━━━ Collected material

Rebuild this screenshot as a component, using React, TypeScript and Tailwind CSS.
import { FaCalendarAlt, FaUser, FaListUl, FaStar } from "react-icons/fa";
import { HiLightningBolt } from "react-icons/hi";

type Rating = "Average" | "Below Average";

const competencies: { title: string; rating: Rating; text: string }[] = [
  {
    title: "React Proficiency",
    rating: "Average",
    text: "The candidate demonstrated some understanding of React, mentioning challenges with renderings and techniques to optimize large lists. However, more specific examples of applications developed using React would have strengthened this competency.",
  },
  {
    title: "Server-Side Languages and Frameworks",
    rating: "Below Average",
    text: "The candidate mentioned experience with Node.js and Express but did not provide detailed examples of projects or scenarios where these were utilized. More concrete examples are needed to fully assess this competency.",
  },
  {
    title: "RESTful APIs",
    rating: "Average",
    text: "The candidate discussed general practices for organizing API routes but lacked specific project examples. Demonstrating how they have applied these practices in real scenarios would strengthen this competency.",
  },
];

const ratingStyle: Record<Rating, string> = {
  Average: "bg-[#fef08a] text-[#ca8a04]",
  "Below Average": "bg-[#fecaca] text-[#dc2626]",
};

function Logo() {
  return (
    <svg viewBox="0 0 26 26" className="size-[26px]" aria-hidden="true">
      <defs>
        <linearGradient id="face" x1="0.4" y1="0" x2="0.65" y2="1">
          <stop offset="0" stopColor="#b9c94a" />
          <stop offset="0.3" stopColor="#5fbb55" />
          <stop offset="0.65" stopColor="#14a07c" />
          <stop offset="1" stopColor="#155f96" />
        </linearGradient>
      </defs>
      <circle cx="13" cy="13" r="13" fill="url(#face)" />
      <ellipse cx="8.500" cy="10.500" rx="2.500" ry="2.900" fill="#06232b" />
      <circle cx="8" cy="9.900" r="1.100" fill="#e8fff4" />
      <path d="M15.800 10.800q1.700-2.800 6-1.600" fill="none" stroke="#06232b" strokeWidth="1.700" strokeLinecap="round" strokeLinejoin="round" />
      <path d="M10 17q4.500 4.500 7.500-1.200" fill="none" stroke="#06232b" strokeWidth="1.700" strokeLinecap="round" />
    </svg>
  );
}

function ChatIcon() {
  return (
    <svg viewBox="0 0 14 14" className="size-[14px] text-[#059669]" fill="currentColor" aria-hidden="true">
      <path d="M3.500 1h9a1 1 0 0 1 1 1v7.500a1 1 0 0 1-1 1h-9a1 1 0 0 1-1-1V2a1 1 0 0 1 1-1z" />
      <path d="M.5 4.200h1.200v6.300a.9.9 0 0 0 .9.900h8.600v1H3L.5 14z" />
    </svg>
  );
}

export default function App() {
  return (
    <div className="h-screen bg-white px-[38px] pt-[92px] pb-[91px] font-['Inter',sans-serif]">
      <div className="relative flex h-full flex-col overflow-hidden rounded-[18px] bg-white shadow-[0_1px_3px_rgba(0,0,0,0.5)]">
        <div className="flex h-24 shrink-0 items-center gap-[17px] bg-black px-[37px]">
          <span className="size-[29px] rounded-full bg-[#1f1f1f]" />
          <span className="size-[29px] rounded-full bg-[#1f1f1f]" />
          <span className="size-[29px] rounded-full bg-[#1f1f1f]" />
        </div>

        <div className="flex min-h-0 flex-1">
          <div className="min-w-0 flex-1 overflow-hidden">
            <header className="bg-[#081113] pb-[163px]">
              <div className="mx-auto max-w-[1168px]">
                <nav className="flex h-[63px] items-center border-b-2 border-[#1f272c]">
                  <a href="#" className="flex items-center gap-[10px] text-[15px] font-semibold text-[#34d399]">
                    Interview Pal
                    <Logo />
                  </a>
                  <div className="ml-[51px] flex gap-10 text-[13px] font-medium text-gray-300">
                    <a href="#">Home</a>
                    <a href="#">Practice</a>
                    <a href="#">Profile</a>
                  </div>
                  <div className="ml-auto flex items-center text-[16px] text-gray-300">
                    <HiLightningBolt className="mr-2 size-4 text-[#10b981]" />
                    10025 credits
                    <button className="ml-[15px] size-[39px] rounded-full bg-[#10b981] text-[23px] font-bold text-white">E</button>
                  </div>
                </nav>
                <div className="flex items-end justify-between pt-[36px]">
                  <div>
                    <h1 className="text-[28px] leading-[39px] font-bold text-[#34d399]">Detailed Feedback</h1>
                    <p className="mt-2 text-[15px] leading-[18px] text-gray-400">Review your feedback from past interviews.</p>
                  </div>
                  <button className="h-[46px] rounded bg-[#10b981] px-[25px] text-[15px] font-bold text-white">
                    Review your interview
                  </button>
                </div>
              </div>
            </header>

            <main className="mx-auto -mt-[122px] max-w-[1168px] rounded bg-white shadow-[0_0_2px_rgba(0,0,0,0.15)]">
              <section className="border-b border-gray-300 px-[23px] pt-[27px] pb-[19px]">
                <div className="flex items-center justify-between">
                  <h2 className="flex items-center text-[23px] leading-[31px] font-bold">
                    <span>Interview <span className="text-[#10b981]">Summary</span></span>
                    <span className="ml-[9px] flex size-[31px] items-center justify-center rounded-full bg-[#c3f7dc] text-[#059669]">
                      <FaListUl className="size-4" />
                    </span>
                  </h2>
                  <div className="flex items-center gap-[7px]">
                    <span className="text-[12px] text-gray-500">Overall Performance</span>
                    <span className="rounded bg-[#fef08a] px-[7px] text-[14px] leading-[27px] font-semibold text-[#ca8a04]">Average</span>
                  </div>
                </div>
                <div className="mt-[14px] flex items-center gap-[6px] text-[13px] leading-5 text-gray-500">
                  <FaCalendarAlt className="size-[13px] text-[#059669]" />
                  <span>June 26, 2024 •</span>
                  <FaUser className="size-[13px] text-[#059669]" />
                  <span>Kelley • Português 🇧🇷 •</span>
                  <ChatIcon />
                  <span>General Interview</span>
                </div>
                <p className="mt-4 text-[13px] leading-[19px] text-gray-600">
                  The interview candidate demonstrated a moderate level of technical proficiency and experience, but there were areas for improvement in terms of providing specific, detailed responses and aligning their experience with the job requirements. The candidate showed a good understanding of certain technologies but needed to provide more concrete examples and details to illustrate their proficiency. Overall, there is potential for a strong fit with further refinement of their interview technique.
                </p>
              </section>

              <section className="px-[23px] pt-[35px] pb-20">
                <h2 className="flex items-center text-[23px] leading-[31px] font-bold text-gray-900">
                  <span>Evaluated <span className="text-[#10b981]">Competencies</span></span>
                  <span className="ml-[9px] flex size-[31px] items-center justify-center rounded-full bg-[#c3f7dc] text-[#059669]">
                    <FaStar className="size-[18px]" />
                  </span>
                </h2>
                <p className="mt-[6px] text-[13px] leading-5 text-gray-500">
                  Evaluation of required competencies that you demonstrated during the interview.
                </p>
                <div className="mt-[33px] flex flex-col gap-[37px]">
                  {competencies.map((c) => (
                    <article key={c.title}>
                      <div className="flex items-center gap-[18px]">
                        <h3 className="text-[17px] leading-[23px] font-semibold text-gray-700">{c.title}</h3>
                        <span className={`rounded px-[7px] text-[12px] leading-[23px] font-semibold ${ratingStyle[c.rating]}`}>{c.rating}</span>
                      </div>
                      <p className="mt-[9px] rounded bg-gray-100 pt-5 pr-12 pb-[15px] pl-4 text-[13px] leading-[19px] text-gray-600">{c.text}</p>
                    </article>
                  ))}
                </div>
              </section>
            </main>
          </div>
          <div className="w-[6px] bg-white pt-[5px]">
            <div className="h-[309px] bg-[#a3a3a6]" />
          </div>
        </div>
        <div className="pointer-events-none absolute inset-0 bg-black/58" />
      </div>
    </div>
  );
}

━━━━━━

*Short exercise*.
Using the data above, repeat every line exactly.

*Solved problem*.
Rebuild this screenshot as a component, using React, TypeScript and Tailwind CSS.
import { FaCalendarAlt, FaUser, FaListUl, FaStar } from "react-icons/fa";
import { HiLightningBolt } from "react-icons/hi";

type Rating = "Average" | "Below Average";

const competencies: { title: string; rating: Rating; text: string }[] = [
  {
    title: "React Proficiency",
    rating: "Average",
    text: "The candidate demonstrated some understanding of React, mentioning challenges with renderings and techniques to optimize large lists. However, more specific examples of applications developed using React would have strengthened this competency.",
  },
  {
    title: "Server-Side Languages and Frameworks",
    rating: "Below Average",
    text: "The candidate mentioned experience with Node.js and Express but did not provide detailed examples of projects or scenarios where these were utilized. More concrete examples are needed to fully assess this competency.",
  },
  {
    title: "RESTful APIs",
    rating: "Average",
    text: "The candidate discussed general practices for organizing API routes but lacked specific project examples. Demonstrating how they have applied these practices in real scenarios would strengthen this competency.",
  },
];

const ratingStyle: Record<Rating, string> = {
  Average: "bg-[#fef08a] text-[#ca8a04]",
  "Below Average": "bg-[#fecaca] text-[#dc2626]",
};

function Logo() {
  return (
    <svg viewBox="0 0 26 26" className="size-[26px]" aria-hidden="true">
      <defs>
        <linearGradient id="face" x1="0.4" y1="0" x2="0.65" y2="1">
          <stop offset="0" stopColor="#b9c94a" />
          <stop offset="0.3" stopColor="#5fbb55" />
          <stop offset="0.65" stopColor="#14a07c" />
          <stop offset="1" stopColor="#155f96" />
        </linearGradient>
      </defs>
      <circle cx="13" cy="13" r="13" fill="url(#face)" />
      <ellipse cx="8.500" cy="10.500" rx="2.500" ry="2.900" fill="#06232b" />
      <circle cx="8" cy="9.900" r="1.100" fill="#e8fff4" />
      <path d="M15.800 10.800q1.700-2.800 6-1.600" fill="none" stroke="#06232b" strokeWidth="1.700" strokeLinecap="round" strokeLinejoin="round" />
      <path d="M10 17q4.500 4.500 7.500-1.200" fill="none" stroke="#06232b" strokeWidth="1.700" strokeLinecap="round" />
    </svg>
  );
}

function ChatIcon() {
  return (
    <svg viewBox="0 0 14 14" className="size-[14px] text-[#059669]" fill="currentColor" aria-hidden="true">
      <path d="M3.500 1h9a1 1 0 0 1 1 1v7.500a1 1 0 0 1-1 1h-9a1 1 0 0 1-1-1V2a1 1 0 0 1 1-1z" />
      <path d="M.5 4.200h1.200v6.300a.9.9 0 0 0 .9.900h8.600v1H3L.5 14z" />
    </svg>
  );
}

export default function App() {
  return (
    <div className="h-screen bg-white px-[38px] pt-[92px] pb-[91px] font-['Inter',sans-serif]">
      <div className="relative flex h-full flex-col overflow-hidden rounded-[18px] bg-white shadow-[0_1px_3px_rgba(0,0,0,0.5)]">
        <div className="flex h-24 shrink-0 items-center gap-[17px] bg-black px-[37px]">
          <span className="size-[29px] rounded-full bg-[#1f1f1f]" />
          <span className="size-[29px] rounded-full bg-[#1f1f1f]" />
          <span className="size-[29px] rounded-full bg-[#1f1f1f]" />
        </div>

        <div className="flex min-h-0 flex-1">
          <div className="min-w-0 flex-1 overflow-hidden">
            <header className="bg-[#081113] pb-[163px]">
              <div className="mx-auto max-w-[1168px]">
                <nav className="flex h-[63px] items-center border-b-2 border-[#1f272c]">
                  <a href="#" className="flex items-center gap-[10px] text-[15px] font-semibold text-[#34d399]">
                    Interview Pal
                    <Logo />
                  </a>
                  <div className="ml-[51px] flex gap-10 text-[13px] font-medium text-gray-300">
                    <a href="#">Home</a>
                    <a href="#">Practice</a>
                    <a href="#">Profile</a>
                  </div>
                  <div className="ml-auto flex items-center text-[16px] text-gray-300">
                    <HiLightningBolt className="mr-2 size-4 text-[#10b981]" />
                    10025 credits
                    <button className="ml-[15px] size-[39px] rounded-full bg-[#10b981] text-[23px] font-bold text-white">E</button>
                  </div>
                </nav>
                <div className="flex items-end justify-between pt-[36px]">
                  <div>
                    <h1 className="text-[28px] leading-[39px] font-bold text-[#34d399]">Detailed Feedback</h1>
                    <p className="mt-2 text-[15px] leading-[18px] text-gray-400">Review your feedback from past interviews.</p>
                  </div>
                  <button className="h-[46px] rounded bg-[#10b981] px-[25px] text-[15px] font-bold text-white">
                    Review your interview
                  </button>
                </div>
              </div>
            </header>

            <main className="mx-auto -mt-[122px] max-w-[1168px] rounded bg-white shadow-[0_0_2px_rgba(0,0,0,0.15)]">
              <section className="border-b border-gray-300 px-[23px] pt-[27px] pb-[19px]">
                <div className="flex items-center justify-between">
                  <h2 className="flex items-center text-[23px] leading-[31px] font-bold">
                    <span>Interview <span className="text-[#10b981]">Summary</span></span>
                    <span className="ml-[9px] flex size-[31px] items-center justify-center rounded-full bg-[#c3f7dc] text-[#059669]">
                      <FaListUl className="size-4" />
                    </span>
                  </h2>
                  <div className="flex items-center gap-[7px]">
                    <span className="text-[12px] text-gray-500">Overall Performance</span>
                    <span className="rounded bg-[#fef08a] px-[7px] text-[14px] leading-[27px] font-semibold text-[#ca8a04]">Average</span>
                  </div>
                </div>
                <div className="mt-[14px] flex items-center gap-[6px] text-[13px] leading-5 text-gray-500">
                  <FaCalendarAlt className="size-[13px] text-[#059669]" />
                  <span>June 26, 2024 •</span>
                  <FaUser className="size-[13px] text-[#059669]" />
                  <span>Kelley • Português 🇧🇷 •</span>
                  <ChatIcon />
                  <span>General Interview</span>
                </div>
                <p className="mt-4 text-[13px] leading-[19px] text-gray-600">
                  The interview candidate demonstrated a moderate level of technical proficiency and experience, but there were areas for improvement in terms of providing specific, detailed responses and aligning their experience with the job requirements. The candidate showed a good understanding of certain technologies but needed to provide more concrete examples and details to illustrate their proficiency. Overall, there is potential for a strong fit with further refinement of their interview technique.
                </p>
              </section>

              <section className="px-[23px] pt-[35px] pb-20">
                <h2 className="flex items-center text-[23px] leading-[31px] font-bold text-gray-900">
                  <span>Evaluated <span className="text-[#10b981]">Competencies</span></span>
                  <span className="ml-[9px] flex size-[31px] items-center justify-center rounded-full bg-[#c3f7dc] text-[#059669]">
                    <FaStar className="size-[18px]" />
                  </span>
                </h2>
                <p className="mt-[6px] text-[13px] leading-5 text-gray-500">
                  Evaluation of required competencies that you demonstrated during the interview.
                </p>
                <div className="mt-[33px] flex flex-col gap-[37px]">
                  {competencies.map((c) => (
                    <article key={c.title}>
                      <div className="flex items-center gap-[18px]">
                        <h3 className="text-[17px] leading-[23px] font-semibold text-gray-700">{c.title}</h3>
                        <span className={`rounded px-[7px] text-[12px] leading-[23px] font-semibold ${ratingStyle[c.rating]}`}>{c.rating}</span>
                      </div>
                      <p className="mt-[9px] rounded bg-gray-100 pt-5 pr-12 pb-[15px] pl-4 text-[13px] leading-[19px] text-gray-600">{c.text}</p>
                    </article>
                  ))}
                </div>
              </section>
            </main>
          </div>
          <div className="w-[6px] bg-white pt-[5px]">
            <div className="h-[309px] bg-[#a3a3a6]" />
          </div>
        </div>
        <div className="pointer-events-none absolute inset-0 bg-black/58" />
      </div>
    </div>
  );
}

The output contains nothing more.